I hope this more mature path to libertarianism has made me a better advocate for it than the Randians.
Was It Worth It?
Yes, with a big "but" .
If for no other reason than to understand why Atlas Shrugged is still such an influential book, after 50 years, politically active people should read it. It can still sell 200,000 copies a year. Whether those purchasers ever finish it or not, that’s a lot of people. If you want to engage with them, you owe it to the debate to know what Rand really said, instead of depending on second hand accounts of her writing.
Should you try to read it as a valuable political book in its own right? No, there just aren’t enough good ideas here to make it worth the time and too many other, more talented writers have covered the same territory better.
You want a cautionary tale about how well intentioned socialism can spin out of control? Rand can’t touch Orwell’s Animal Farm. Want a visceral feel for the terrors of living in a totalitarian state, 1984 is still the best. (Orwell again, of course). Worried about the effects of hammering down the "nail that sticks up"? Vonnegut’s Harrison Bergeron tells that tale well and it won’t take you 8 days to read.

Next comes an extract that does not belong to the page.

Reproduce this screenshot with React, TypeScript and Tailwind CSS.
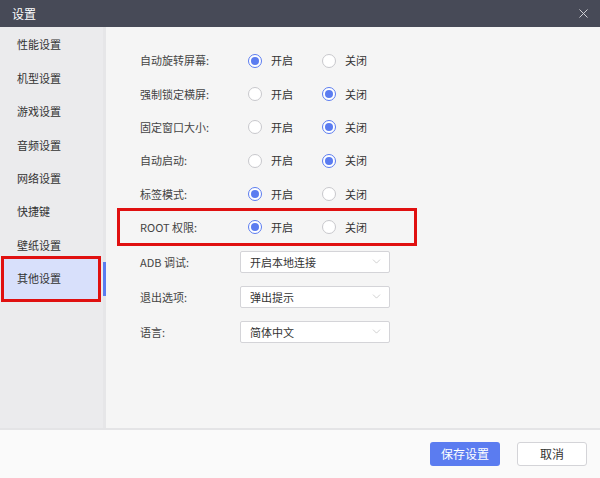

If Rand had had a bit more talent and a better understanding of how a good editor can improve a book, Atlas Shrugged could have been a very good story. At 400 or even 500 pages, Rand could have still indulged her Romantic Aesthetic and laid-out the roots of her philosophy. Without the sledge hammer philosophical repetition and relentless parade of human vermin, the story would have been better and her message would have been much clearer.
Unfortunately, not everyone gets to be Tolstoy.